At the heart of the collaboration is IOM’s DTM, created in 2004 during the Iraq crisis and now active in more than 80 countries. DTM gathers and analyzes data on the mobility, vulnerabilities, and needs of displaced and mobile populations, drawing on surveys, mapping, and networks of key informants such as community leaders, teachers, and health workers.  

What makes DTM unique is not only its scale but also its adaptability. Each country team tailors the methodology to meet local needs, whether that means informing a rapid shelter response after floods, guiding education services for displaced children, or shaping longer-term recovery plans. Over time, DTM data has also become a crucial resource for policy and research, helping governments and humanitarian actors understand both the immediate and long-term dimensions of migration. 

“In an era where global migration shapes our world’s social fabric, this collaboration stands at the intersection of sustainable design and humanitarian care,” said Preeti Gopinath, Associate Professor of Textiles at Parsons School of Design. “At Parsons, we believe in harnessing the power of textiles to raise awareness and transform art, industry and society.” 

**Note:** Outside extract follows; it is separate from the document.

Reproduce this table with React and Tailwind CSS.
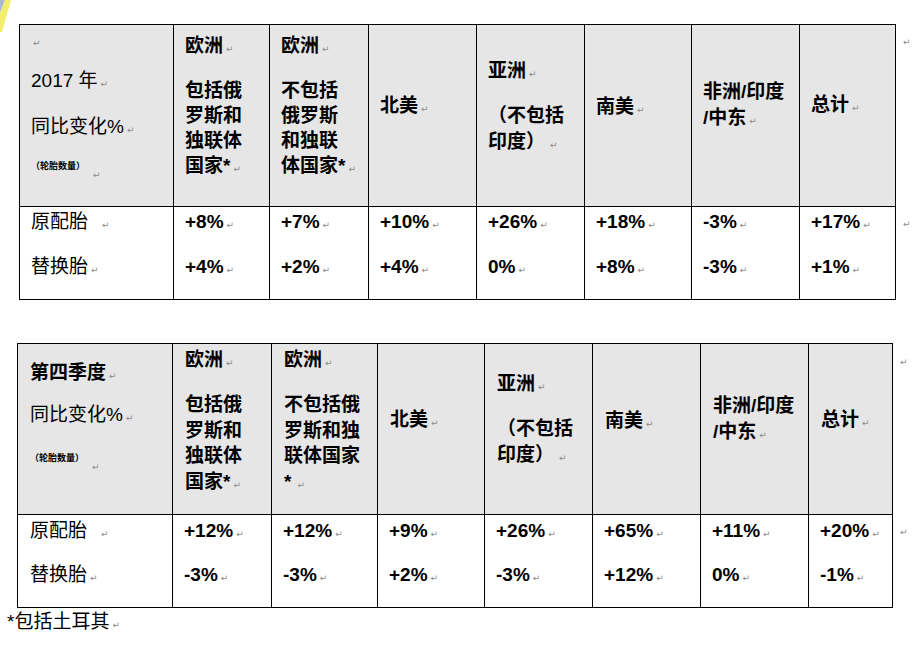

“Passage Patterns” brings together art, data, and sustainability, offering a new way of thinking about migration – not just as a policy issue, but as a deeply human experience told through craft. Behind every stitch lies a life disrupted, a family on the move, and a story worth telling. For the students, working with data in this way was as much an emotional journey as a technical one. 

“The most meaningful part of this project was finding a way to translate large-scale displacement data into something physical and relatable,” explain Jing and Yichen. “The project challenged us to think more critically about how textiles can be used not just for expression, but for communicating complex issues in a thoughtful way.” 

The exhibition has already been shown in New York and traveled to Chicago, drawing audiences from design, humanitarian, and academic fields. Together with Parsons, Aquafil and DTM, USA for IOM is proud to support the exhibition.